Research
Research in my lab is centered in landscape ecology, the field that examines the interrelationship between environmental patterns and ecological processes. My students and I have a question-driven research focus and use a broad spectrum of approaches--field studies, computer models, spatial analyses--to answer those questions. We examine a diverse array of topics to address both fundamental and applied ecological questions, not being limited by study organism or setting. Our research is united by a focus on pattern-process relationships.
Research themes of the McIntyre Lab:
We test landscape ecological theory and examine the consequences of landscape change in terms of:
Composition: What environmental features are present and in what amounts?
Configuration: Where and how are features arranged?
Connectivity: How do features alter movement?
Context: How does setting affect pattern-process relationships?
Below are some of the topics on which we are currently working as well as our sources of research support (grants) and research products (publications and presentations).

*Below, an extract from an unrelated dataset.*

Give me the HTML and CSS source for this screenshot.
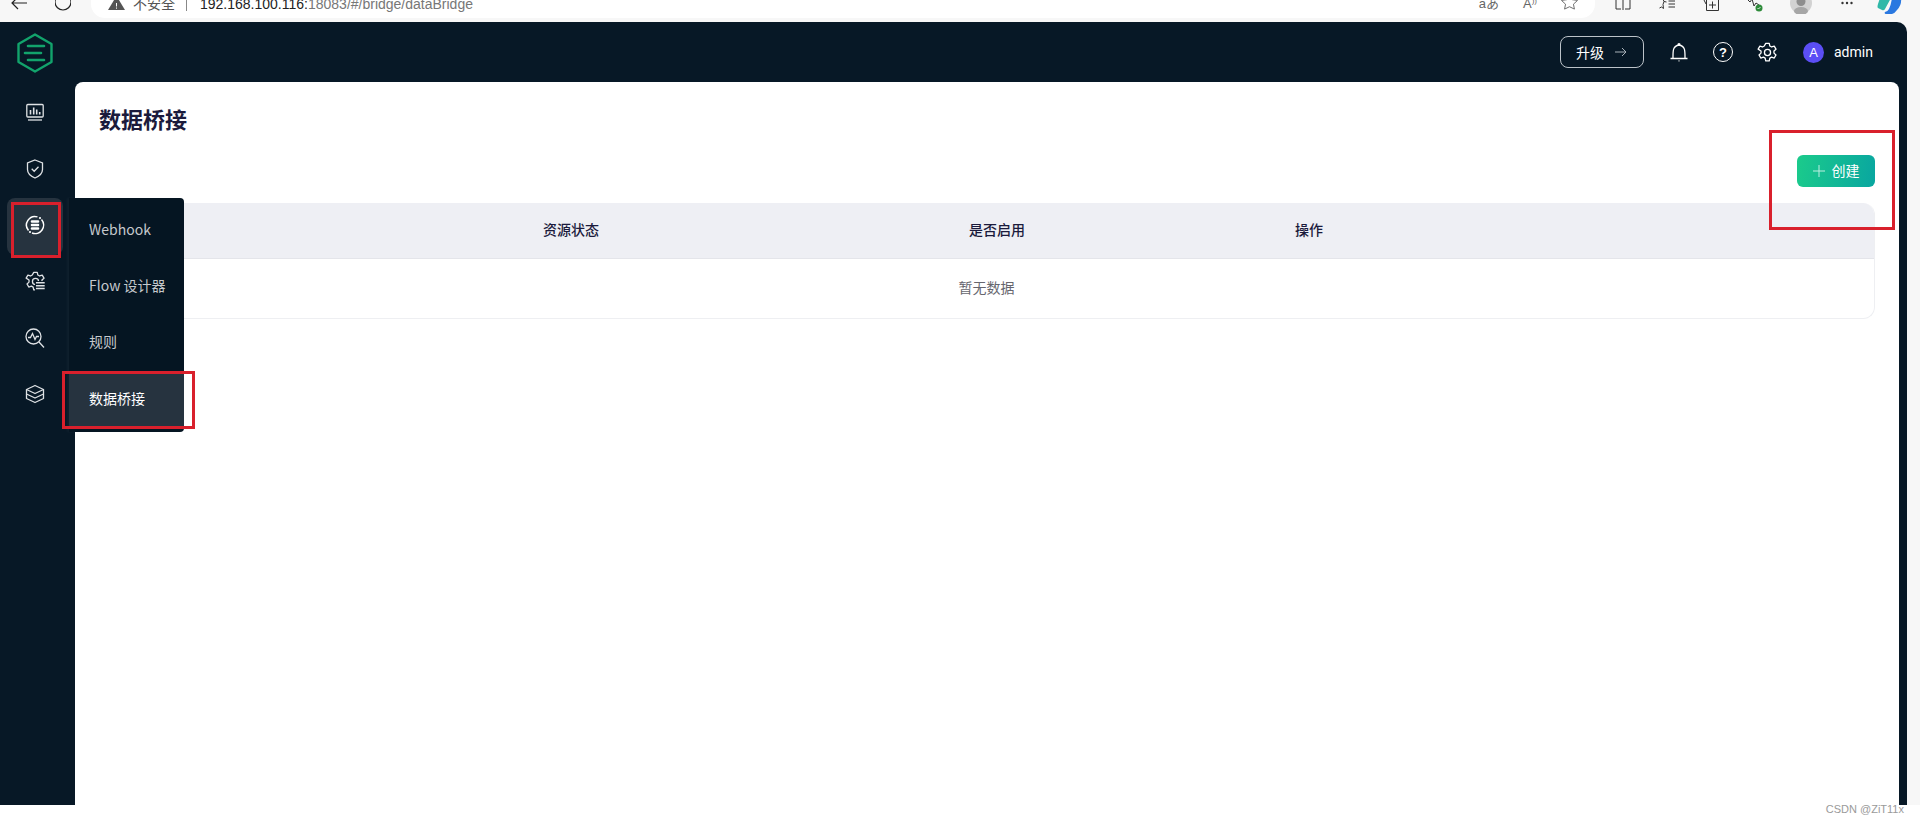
FILE: index.html
```html
<!DOCTYPE html>
<html lang="zh-CN">
<head>
<meta charset="utf-8">
<title>数据桥接</title>
<link rel="stylesheet" href="styles.css">
</head>
<body>
<div class="browser">
  <div class="nav">
    <svg class="ico" width="16" height="12" viewBox="0 0 16 12"><path d="M16 3H1M7-3 1 3l6 6" fill="none" stroke="#222" stroke-width="1.2"/></svg>
    <svg class="ico" width="16" height="12" viewBox="0 0 16 12"><path d="M2-3.300A8 8 0 1 0 14-3.300" fill="none" stroke="#222" stroke-width="1.200"/></svg>
  </div>
  <div class="url">
    <svg class="warn" width="17" height="14" viewBox="0 0 17 14"><path d="M8.500 0 17 14H0Z" fill="#555"/><path d="M8.500 7v3.500M8.500 11.500v1.200" stroke="#fff"/></svg>
    <span class="insecure">不安全</span>
    <span class="sep"></span>
    <span class="addr">192.168.100.116:<span class="addr-rest">18083/#/bridge/dataBridge</span></span>
    <span class="url-tools">
      <span class="tool-txt">aあ</span>
      <span class="tool-txt">A<sup>))</sup></span>
      <svg class="star" width="17" height="16" viewBox="0 0 18 16"><path d="M9 .5l2.600 5 5.900.8-4.300 4 1 5.200L9 13l-5.200 2.500 1-5.200-4.300-4 5.900-.8Z" fill="none" stroke="#666"/></svg>
    </span>
  </div>
  <div class="tools">
    <svg width="16" height="10" viewBox="0 0 16 10"><path d="M1-2v11h5M15-2v11h-5M8 0v10" fill="none" stroke="#333" stroke-width="1"/></svg>
    <svg width="16" height="10" viewBox="0 0 16 10"><path d="M3.500-2 5 1.500l-1 3 .5 4-2-1.500L.5 8M9.500 1H16M9.500 4H16M9.500 7H16M5 1.500l2.500.5" fill="none" stroke="#333"/></svg>
    <svg width="16" height="11" viewBox="0 0 16 11"><path d="M0-2l3 6M3.500-.500h12v11h-12ZM9.500 1.500v7M6 5h7" fill="none" stroke="#333"/></svg>
    <svg width="16" height="12" viewBox="0 0 16 12"><path d="M0-1 3 2l2-3 2 7 2-3 3 2" fill="none" stroke="#333"/><circle cx="12" cy="8" r="3.500" fill="#2e8b3a"/><path d="m10.500 8 1 1 2-2" fill="none" stroke="#fff" stroke-width=".8"/></svg>
    <svg class="profile" width="22" height="14" viewBox="0 0 22 14"><circle cx="11" cy="3" r="11" fill="#d2d2d2"/><circle cx="11" cy="1.500" r="4.500" fill="#8e8e8e"/><ellipse cx="11" cy="11" rx="7" ry="4" fill="#a6a6a6"/></svg>
    <svg class="dots" width="12" height="5" viewBox="0 0 12 5"><circle cx="1.500" cy="3" r="1.200" fill="#333"/><circle cx="6" cy="3" r="1.200" fill="#333"/><circle cx="10.500" cy="3" r="1.200" fill="#333"/></svg>
    <svg class="copilot" width="25" height="14" viewBox="0 0 25 14"><path d="M3 -2h11L8 9q-1 2-3 1L1 8Q0 7 1 4Z" fill="#2fb8a8"/><path d="M15-2h9q1 7-4 12-2 3-5 4H9q-2 0-1-2 5 0 7-14Z" fill="#2a78e0"/></svg>
  </div>
</div>

<div class="shell">
<div class="app">
  <aside class="side">
    <div class="logo">
      <svg width="36" height="40" viewBox="0 0 36 40"><path d="M18 1.500 34.500 11v18L18 38.500 1.500 29V11Z" fill="none" stroke="#12a36c" stroke-width="2.400" stroke-linejoin="round"/><path d="M11 13h16M8 20h16M11 27h16" stroke="#12a36c" stroke-width="2.600" stroke-linecap="round"/></svg>
    </div>
    <nav class="side-nav">
      <a class="side-item"><svg width="20" height="20" viewBox="0 0 20 20"><rect x="1.800" y="2.500" width="16.400" height="12.500" rx="1" fill="none" stroke="#dfe2e5" stroke-width="1.300"/><path d="M5.500 12.500V8M8.700 12.500V5.500M11.700 12.500V7.500M14.700 12.500V10" stroke="#dfe2e5" stroke-width="1.600"/><path d="M3 18h14" stroke="#dfe2e5" stroke-width="1.300"/></svg></a>
      <a class="side-item"><svg width="20" height="20" viewBox="0 0 20 20"><path d="M10 1 17.500 4v6.500c0 4-3.500 6.800-7.500 8.500-4-1.700-7.500-4.500-7.500-8.500V4Z" fill="none" stroke="#dfe2e5" stroke-width="1.300"/><path d="m6.700 9.700 2.500 2.500 4.300-4.500" fill="none" stroke="#dfe2e5" stroke-width="1.300"/></svg></a>
      <a class="side-item active"><svg width="20" height="20" viewBox="0 0 20 20" fill="none" stroke="#fff"><path d="M12.500 1.900A8.500 8.500 0 0 0 3.500 15.500M7 18A8.500 8.500 0 0 0 16.500 4.500" stroke-width="1.500"/><circle cx="15" cy="3" r="1.100" fill="#fff" stroke="none"/><circle cx="5" cy="17" r="1.100" fill="#fff" stroke="none"/><path d="M7 6.500h6M7 10h6M7 13.500h6" stroke-width="2.600" stroke-linecap="round"/></svg></a>
      <a class="side-item"><svg width="21" height="21" viewBox="0 0 24 24" fill="none" stroke="#dfe2e5" stroke-width="1.500" stroke-linejoin="round"><path d="M10 1.500h4l.7 3.100 2 1.100 3-1 2 3.500-2.300 2.100v2.400l2.300 2.100-2 3.500-3-1-2 1.100-.7 3.100h-4l-.7-3.100-2-1.100-3 1-2-3.500 2.300-2.100v-2.400L1.300 8.200l2-3.500 3 1 2-1.100Z"/><circle cx="12" cy="12" r="3.500"/><rect x="11.500" y="11.500" width="13" height="13" fill="#071826" stroke="none"/><path d="M12.500 13.500h10M12.500 16.800h10M12.500 20h10" stroke-width="1.700"/></svg></a>
      <a class="side-item"><svg width="20" height="20" viewBox="0 0 20 20"><circle cx="8.500" cy="8.500" r="7.500" fill="none" stroke="#dfe2e5" stroke-width="1.300"/><path d="M3 9.500h2.500L7.500 5.500l2.500 6 1.500-3H14M14 14l5 5.500" fill="none" stroke="#dfe2e5" stroke-width="1.300"/></svg></a>
      <a class="side-item"><svg width="20" height="20" viewBox="0 0 20 20" fill="none" stroke="#dfe2e5" stroke-width="1.300" stroke-linejoin="round"><path d="M10 1.500 18.500 5.500 10 9.500 1.500 5.500Z"/><path d="M1.500 5.500V10L10 14l8.500-4V5.500"/><path d="M1.500 10v4.500L10 18.500l8.500-4V10"/></svg></a>
    </nav>
  </aside>

  <div class="main">
    <header class="top">
      <button class="upgrade">升级<svg width="12" height="10" viewBox="0 0 12 10"><path d="M0 5h11M7 1l4 4-4 4" fill="none" stroke="#a9b1b8" stroke-width="1"/></svg></button>
      <svg class="bell" width="20" height="20" viewBox="0 0 20 20"><path d="M1.500 16.500H18.500M4 16.500C4 9 3.500 4 10 3c6.500 1 6 6 6 13.500M9 2.700a1 1 0 0 1 2 0M9.500 18.800h1" fill="none" stroke="#fff" stroke-width="1.300"/></svg>
      <span class="help">?</span>
      <svg class="gear" width="21" height="21" viewBox="0 0 24 24" fill="none" stroke="#fff" stroke-width="1.500" stroke-linejoin="round"><circle cx="12" cy="12" r="3.500"/><path d="M10 1.500h4l.7 3.100 2 1.100 3-1 2 3.500-2.300 2.100v2.400l2.300 2.100-2 3.500-3-1-2 1.100-.7 3.100h-4l-.7-3.100-2-1.100-3 1-2-3.500 2.300-2.100v-2.400L1.300 8.200l2-3.500 3 1 2-1.100Z"/></svg>
      <span class="user"><span class="avatar">A</span>admin</span>
    </header>
    <section class="content">
      <h1 class="title">数据桥接</h1>
      <div class="actions"><button class="create"><svg width="12" height="12" viewBox="0 0 12 12"><path d="M6 0v12M0 6h12" stroke="#bdeee0" stroke-width="1"/></svg><span class="create-label">创建</span></button></div>
      <div class="table">
        <div class="thead">
          <span class="col-status">资源状态</span>
          <span class="col-enable">是否启用</span>
          <span class="col-op">操作</span>
        </div>
        <div class="empty">暂无数据</div>
      </div>
    </section>
  </div>

  <div class="popup">
    <a class="pop-item">Webhook</a>
    <a class="pop-item">Flow 设计器</a>
    <a class="pop-item">规则</a>
    <a class="pop-item current">数据桥接</a>
  </div>
  <div class="mark mark-side"></div>
  <div class="mark mark-item"></div>
  <div class="mark mark-create"></div>
</div>
</div>
<div class="foot">CSDN @ZiT11x</div>
</body>
</html>
```

FILE: styles.css
```css
* { box-sizing: border-box; }
html, body { margin: 0; height: 823px; overflow: hidden; background: #fff; }
body { font-family: "Noto Sans CJK SC", "Inter", sans-serif; font-size: 14px; display: flex; flex-direction: column; }
svg { display: block; flex: none; }

.browser { height: 22px; background: #f7f7f7; display: flex; align-items: flex-start; overflow: hidden; flex: none; }
.nav { width: 91px; flex: none; display: flex; padding-left: 11px; gap: 28px; }
.url { width: 1504px; flex: none; height: 18px; background: #fff; border-radius: 0 0 14px 14px; display: flex; align-items: flex-end; padding-left: 17px; font-family: "Liberation Sans", "Noto Sans CJK SC", sans-serif; font-size: 14px; line-height: 18px; color: #333; }
.warn { margin-bottom: 8px; }
.insecure { margin: 0 0 5px 8px; color: #555; }
.sep { width: 1px; height: 14px; background: #888; margin: 0 13px 7px 11px; }
.addr { margin-bottom: 5px; color: #222; }
.addr-rest { color: #777; }
.url-tools { margin-left: auto; display: flex; align-items: flex-end; gap: 24px; padding-right: 17px; margin-bottom: 5px; color: #666; font-size: 13px; }
.tool-txt sup { font-size: 8px; }
.star { margin-bottom: 3px; }
.tools { flex: 1; display: flex; padding: 0 0 0 20px; gap: 28px; align-items: flex-start; }
.profile { margin-left: -1px; }
.dots { margin-left: 1px; }
.copilot { margin-left: -4px; }

.shell { height: 783px; flex: none; background: #f7f7f7; }
.app { height: 783px; width: 1907px; background: #071826; border-radius: 0 10px 0 0; display: flex; position: relative; }
.side { width: 75px; flex: none; }
.logo { height: 60px; padding: 11px 0 0 17px; }
.side-nav { display: flex; flex-direction: column; padding-top: 2px; }
.side-item { height: 56.400px; margin: 0 12px 0 7px; display: flex; align-items: center; justify-content: center; position: relative; }
.side-item svg { position: relative; }
.side-item.active::before { content: ""; position: absolute; inset: 1px 0 -2px; background: #26333f; border-radius: 8px; }
.main { flex: 1; display: flex; flex-direction: column; padding-right: 8px; min-width: 0; }
.top { height: 60px; display: flex; align-items: center; color: #fff; flex: none; padding-left: 1485px; }
.upgrade { width: 84px; height: 32px; flex: none; border: 1px solid #bcc3c9; border-radius: 8px; background: transparent; color: #fff; font: inherit; display: flex; align-items: center; padding: 0 0 0 15px; gap: 11px; }
.bell { margin-left: 25px; }
.help { width: 20px; height: 20px; flex: none; border: 1.500px solid #fff; border-radius: 50%; margin-left: 24px; display: flex; align-items: center; justify-content: center; font: 700 13px/1 "Liberation Sans", sans-serif; }
.gear { margin-left: 24px; }
.user { margin-left: 25px; display: flex; align-items: center; gap: 10px; font-family: "Roboto", sans-serif; white-space: nowrap; }
.avatar { width: 21px; height: 21px; border-radius: 50%; background: #5b4ef5; display: flex; align-items: center; justify-content: center; font-family: "Liberation Sans", sans-serif; font-size: 13px; }
.content { flex: 1; background: #fff; border-radius: 8px 8px 0 0; padding: 0 24px 0 25px; }
.title { margin: 0 0 0 -1px; padding-top: 20px; font-size: 22px; line-height: 32px; font-weight: 700; color: #1b1b3c; }
.actions { display: flex; justify-content: flex-end; margin-top: 21px; }
.create { width: 78px; height: 32px; border: 0; border-radius: 6px; background: linear-gradient(100deg, #1bcb8b, #09a6a0); color: #fff; font: inherit; font-size: 14px; display: flex; align-items: center; justify-content: center; gap: 7px; padding: 0; }
.create-label { margin-bottom: 2px; }
.table { margin-top: 16px; border-radius: 12px; border: 1px solid #eeeff2; border-top: 0; overflow: hidden; }
.thead { height: 56px; background: #eeeff4; border-bottom: 1px solid #e4e5ea; display: grid; grid-template-columns: 426px 426px 326px; padding: 0 0 4px 17px; align-items: center; font-weight: 500; color: #1b1b3c; }
.col-status { padding-left: 425px; white-space: nowrap; }
.col-enable { padding-left: 425px; white-space: nowrap; }
.col-op { padding-left: 325px; white-space: nowrap; }
.empty { height: 59px; padding: 0 2px 4px 0; display: flex; align-items: center; justify-content: center; color: #66666e; }
.popup { position: absolute; left: 69px; top: 176px; width: 115px; height: 234px; background: #051522; border-radius: 0 4px 4px 0; box-shadow: -2px 0 3px rgba(255,255,255,.04); padding-top: 3px; display: flex; flex-direction: column; color: #c5c9cd; }
.pop-item { height: 56px; flex: none; display: flex; align-items: center; padding: 0 0 1px 20px; white-space: nowrap; }
.pop-item.current { height: 54px; margin-top: 4px; padding-bottom: 4px; background: #26333f; color: #fff; }
.mark { position: absolute; border: 3px solid #d9202c; pointer-events: none; }
.mark-side { left: 11px; top: 180px; width: 50px; height: 56px; }
.mark-item { left: 62px; top: 349px; width: 133px; height: 58px; }
.mark-create { left: 1769px; top: 108px; width: 126px; height: 100px; }
.foot { height: 18px; padding: 0 16px 0 0; text-align: right; font: 11px/9px "Liberation Sans", sans-serif; color: #9a9a9a; }
```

At the foundation of our research is an examination of organism-environment relationships and how human activities affect those relationships. We are especially interested in how anthropogenic land-cover change induces habitat fragmentation, which alters landscape connectivity, with downstream effects on population demography, community diversity, and disease risk.
Organism-environment relationships
Land-cover mapping & land-cover change
We have ongoing projects in forests, grasslands, and deserts, but the majority of my lab's work has focused on the ~80,000 ephemeral, runoff-fed wetlands in the southern and central Great Plains known as playas that are the main regional source of aboveground freshwater. That research has focused on how playas collectively function as an ecological network and how land-cover change is disrupting structural and functional connectivity within that network for a variety of wildlife species.
Habitat fragmentation
Connectivity
The majority of research in my lab has focused on insects and birds, but we have also examined how reptiles and mammals are affected by land-cover change.
For the past 20+ years, I have been especially interested in members of the insect order Odonata (dragonflies and damselflies). Odonates are amphibious predators whose diversity patterns can signal subtle environmental changes.